Ibookcollector - newsletter | no.251 |
Among the notable and rare items is an original script for Cat on a Hot Tin Roof which was used during the Philadelphia tryout of the play. The copy contains a sexually charged scene between Big Daddy and his daughter-in law that was removed before its run on Broadway.
Also on display is one of only a handful of known copies of the original script for A Streetcar Named Desire bearing its original title, The Poker Night. This early version includes scandalous dialogue that was cut before production, implicating Stanley Kowalski's wife, Stella, in the sexual assault of her sister, Blanche Du Bois.
Tennessee Williams, who would be 100 on March 26th, is considered the greatest Southern playwright and one of the most important of the 20th Century, with a body of work that still resonates with American audiences today in revival after revival. His work examined subjects previously taboo to American audiences of the late 1940s and 1950s, such as mental illness, domestic violence, and untamed sexuality.
In addition to A Streetcar Named Desire and Cat on a Hot Tin Roof, both Pulitzer Prize winners, he wrote The Glass Menagerie, The Rose Tattoo, Night of the Iguana, and Suddenly Last Summer.
Just as familiar to many people are the film versions of Cat on a Hot Tin Roof with Paul Newman, Elizabeth Taylor and Burl Ives as Big Daddy, and A Streetcar Named Desire, which features the iconic scene of Marlon Brando as Stanley screaming "Stella!" from the street below, and Blanche's famous final line: "I have always depended on the kindness of strangers."
Most of the exhibit comes from the personal collection of the publicity director for New Directions, which first published many of the Williams plays. This enabled the collector to get books signed by the author, and gave him access to the publisher's pre-publication galleys and page proofs, both of which will be on display. He also meticulously collected Williams's magazine appearances, as well as foreign editions, and any and all related ephemera, including playbills, ticket stubs, lobby cards and flyers.

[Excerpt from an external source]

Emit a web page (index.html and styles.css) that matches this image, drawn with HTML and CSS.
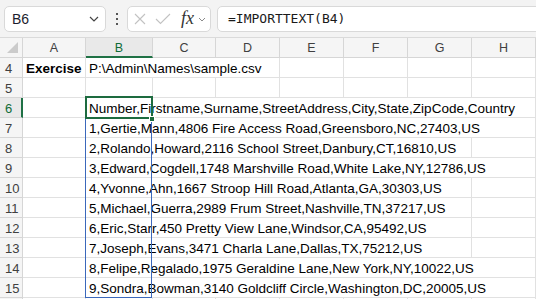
FILE: index.html
```html
<!DOCTYPE html>
<html lang="en">
<head>
    <meta charset="UTF-8">
    <title>IMPORTTEXT - Exercise</title>
    <link rel="stylesheet" href="styles.css">
</head>
<body>
    <div class="toolbar">
        <div class="namebox">
            <span>B6</span>
            <svg class="chev" width="10" height="6" viewBox="0 0 10 6"><path d="M1 1 L5 5 L9 1" /></svg>
        </div>
        <div class="dots"><i></i><i></i><i></i></div>
        <div class="fbuttons">
            <svg class="btn-x" width="12" height="12" viewBox="0 0 12 12"><path d="M1 1 L11 11 M11 1 L1 11" /></svg>
            <svg class="btn-ok" width="16" height="12" viewBox="0 0 16 12"><path d="M1 6 L5.5 10.5 L15 1" /></svg>
            <span class="fx">fx</span>
            <svg class="chev small" width="8" height="5" viewBox="0 0 8 5"><path d="M1 1 L4 4 L7 1" /></svg>
        </div>
        <div class="formula">=IMPORTTEXT(B4)</div>
    </div>

    <div class="sheet" id="sheet">
        <!-- se llena con JavaScript -->
        <div class="spill"></div>
        <div class="selection"></div>
        <div class="handle"></div>
    </div>

    <script>
        const cols = ['A', 'B', 'C', 'D', 'E', 'F', 'G', 'H'];
        const widths = [63, 67, 63, 64, 64, 64, 64, 64];
        const rows = [
            { n: 4, A: 'Exercise', B: 'P:\\Admin\\Names\\sample.csv' },
            { n: 5 },
            { n: 6, B: 'Number,Firstname,Surname,StreetAddress,City,State,ZipCode,Country' },
            { n: 7, B: '1,Gertie,Mann,4806 Fire Access Road,Greensboro,NC,27403,US' },
            { n: 8, B: '2,Rolando,Howard,2116 School Street,Danbury,CT,16810,US' },
            { n: 9, B: '3,Edward,Cogdell,1748 Marshville Road,White Lake,NY,12786,US' },
            { n: 10, B: '4,Yvonne,Ahn,1667 Stroop Hill Road,Atlanta,GA,30303,US' },
            { n: 11, B: '5,Michael,Guerra,2989 Frum Street,Nashville,TN,37217,US' },
            { n: 12, B: '6,Eric,Starr,450 Pretty View Lane,Windsor,CA,95492,US' },
            { n: 13, B: '7,Joseph,Evans,3471 Charla Lane,Dallas,TX,75212,US' },
            { n: 14, B: '8,Felipe,Regalado,1975 Geraldine Lane,New York,NY,10022,US' },
            { n: 15, B: '9,Sondra,Bowman,3140 Goldcliff Circle,Washington,DC,20005,US' },
            { n: '' } // fila 16, apenas visible
        ];

        function cell(cls, text) {
            const div = document.createElement('div');
            div.className = cls;
            if (text) div.innerHTML = `<span>${text}</span>`;
            return div;
        }

        function buildSheet() {
            const sheet = document.getElementById('sheet');
            const overlay = sheet.firstElementChild;

            // fila de encabezados
            sheet.insertBefore(cell('corner'), overlay);
            cols.forEach(c => {
                sheet.insertBefore(cell('colhead' + (c === 'B' ? ' active' : ''), c), overlay);
            });

            rows.forEach(row => {
                sheet.insertBefore(cell('rowhead' + (row.n === 6 ? ' active' : ''), String(row.n)), overlay);
                let i = 0;
                while (i < cols.length) {
                    const text = row[cols[i]];
                    const c = cell('c' + (row.n === 4 && i === 0 ? ' bold' : ''), text);
                    sheet.insertBefore(c, overlay);
                    if (text) {
                        // el texto se desborda sobre las celdas vacias de la derecha
                        const need = c.firstChild.offsetWidth + 3;
                        let span = 1, w = widths[i];
                        while (w < need && i + span < cols.length && !row[cols[i + span]]) {
                            w += widths[i + span];
                            span++;
                        }
                        c.style.gridColumn = `span ${span}`;
                        i += span;
                    } else {
                        i++;
                    }
                }
            });
        }

        buildSheet();
    </script>
</body>
</html>
```

FILE: styles.css
```css
* {
    box-sizing: border-box;
    margin: 0;
    padding: 0;
}

body {
    font-family: "Liberation Sans", Arial, sans-serif;
    background-color: #fff;
    overflow: hidden;
    width: 536px;
    height: 299px;
}

/* barra de formulas */
.toolbar {
    height: 38px;
    background-color: #f3f3f3;
    border-bottom: 1px solid #dadada;
    display: flex;
    align-items: flex-start;
    padding: 6px 0 0 4px;
}

.namebox {
    width: 102px;
    height: 26px;
    background: #fff;
    border: 1px solid #d9d9d9;
    border-radius: 5px;
    display: flex;
    align-items: center;
    justify-content: space-between;
    padding: 0 6px 0 7px;
    font-size: 14px;
    color: #1c1c2e;
}

.chev path {
    fill: none;
    stroke: #444;
    stroke-width: 1.2;
}

.chev.small path {
    stroke: #8a8a8a;
    stroke-width: 1;
}

.dots {
    width: 21px;
    height: 26px;
    display: flex;
    flex-direction: column;
    align-items: center;
    justify-content: center;
    gap: 3px;
}

.dots i {
    width: 2px;
    height: 2px;
    background: #555;
}

.fbuttons {
    width: 84px;
    height: 26px;
    background: #fff;
    border: 1px solid #d9d9d9;
    border-radius: 5px;
    display: flex;
    align-items: center;
    padding: 0 0 0 6px;
    margin-right: 6px;
}

.btn-x, .btn-ok {
    margin-right: 9px;
}

.btn-x path, .btn-ok path {
    fill: none;
    stroke: #c2c2c2;
    stroke-width: 1.1;
}

.btn-ok {
    margin-right: 10px;
}

.fx {
    font-family: "Liberation Serif", serif;
    font-style: italic;
    font-size: 18px;
    color: #333;
    margin-right: 4px;
    line-height: 1;
    padding-bottom: 2px;
}

.formula {
    flex: 1;
    height: 26px;
    margin-right: -8px;
    background: #fff;
    border: 1px solid #d9d9d9;
    border-radius: 5px;
    font-family: "DejaVu Sans Mono", monospace;
    font-size: 13px;
    line-height: 24px;
    padding-left: 10px;
    color: #1a1a1a;
}

/* hoja */
.sheet {
    position: relative;
    display: grid;
    grid-template-columns: 23px 63px 67px 63px 64px 64px 64px 64px 64px;
    grid-auto-rows: 20px;
    height: 261px;
    overflow: hidden;
}

.sheet > div {
    border-right: 1px solid #e1e1e1;
    border-bottom: 1px solid #e1e1e1;
}

.corner, .colhead, .rowhead {
    background-color: #f5f5f5;
    color: #404040;
    font-size: 12.5px;
}

.sheet > .corner, .sheet > .colhead, .sheet > .rowhead {
    border-color: #d6d6d6;
}

.corner {
    position: relative;
}

.corner::after {
    content: "";
    position: absolute;
    right: 4px;
    bottom: 4px;
    border-left: 11px solid transparent;
    border-bottom: 11px solid #cbcbcb;
}

.colhead {
    display: flex;
    align-items: flex-end;
    justify-content: center;
    line-height: 16px;
    padding-bottom: 1px;
}

.rowhead {
    display: flex;
    align-items: flex-end;
    padding-left: 5px;
    line-height: 16px;
    font-size: 13px;
}

.sheet > .colhead.active {
    background-color: #e9e9e9;
    color: #0e6b37;
    border-bottom: 2px solid #1f7145;
    padding-bottom: 0;
}

.sheet > .rowhead.active {
    background-color: #e9e9e9;
    color: #0e6b37;
    border-right: 2px solid #1f7145;
}

.c {
    display: flex;
    align-items: flex-end;
    padding-left: 3px;
    font-size: 13.5px;
    line-height: 16px;
    color: #000;
    white-space: nowrap;
}

.c.bold {
    font-weight: bold;
}

/* rango desbordado y seleccion */
.sheet > .spill {
    position: absolute;
    left: 85px;
    top: 58px;
    width: 67px;
    height: 202px;
    border: 1px solid #3b68bb;
}

.sheet > .selection {
    position: absolute;
    left: 85px;
    top: 58px;
    width: 68px;
    height: 23px;
    border: 2px solid #1d6b3f;
}

.sheet > .handle {
    position: absolute;
    left: 149px;
    top: 78px;
    width: 6px;
    height: 6px;
    background: #1d6b3f;
    border: 1px solid #fff;
}
```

Among the items is a beautiful copy of Weird Tales magazine from 1928, which contains Williams's first published story, written when he was just 16 using his real name, Thomas Lanier Williams. Also on display is the film treatment for The Gentleman Caller which Williams first offered to Metro-Goldwyn-Mayer while briefly employed as a staff writer. The studio passed on the detailed outline, despite the inclusion of several happy endings from which they could choose. The rejection turned out to be a blessing for Williams who opened the play the following year on Broadway with a new title, The Glass Menagerie. It was his first major success on Broadway and is considered an American classic.
The Tennessee Williams exhibit runs from March 1-31 and is free to all visitors to The Bookshop in Old New Castle, located at the site of the historic opera house at 308 Delaware Street in New Castle, Delaware.